Dari paparan tentang definisi hadis, sunnah, khabar dan atsar di atas, dapat dilihat bahwa ada perbedaan terminologi yang digunakan oleh muhadditsin terkait ruang lingkup dan sumber ke empat definisi tersebut. Hadis atau sunnah memberikan pengertian bahwa rawi mengutip hadis yang disandarkan kepada Rasulullah Saw (marfu‘). Sedangkan khabar tidak hanya mencakup hadis marfu‘ saja tetapi juga mengakomodasi hadis mawquf (rawi hanya bersumber dari sahabat saja tidak sampai pada Rasulullah). Bahkan juga yang hanya berhenti sampai tingkatan tabi‘in (maqtu‘) saja. Sedangkan atsar oleh para muhadditsin lebih diidentikkan hanya pada hadis mawquf atau maqtu‘ saja.

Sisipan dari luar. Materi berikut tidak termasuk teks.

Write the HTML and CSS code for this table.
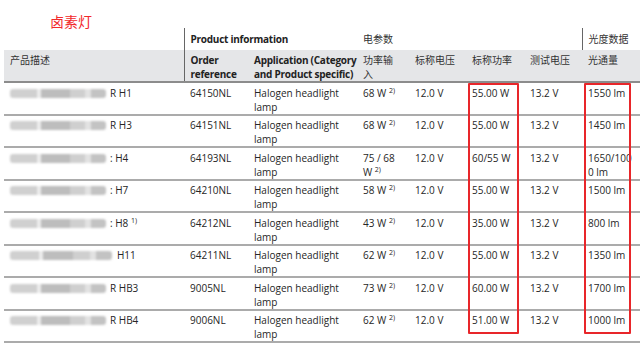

Untuk memudahkan pengidentifikasian hadis, maka akan lebih mudah apabila istilah hadis, sunnah, khabar dan atsar dibedakan dalam pendefinisiannya. Hal ini dilakukan bukan untuk mendistorsi makna dari istilah tersebut, tetapi lebih dimaksudkan untuk memudahkan identifikasi. Selain itu, diharapkan akan lebih mempermudah dalam memahami struktur hadis. Sehingga menurut hemat peneliti, hadis dan sunnah dipergunakan adalah untuk hadis marfu‘, khabar untuk hadis mawquf, dan atsar untuk hadis maqthu‘.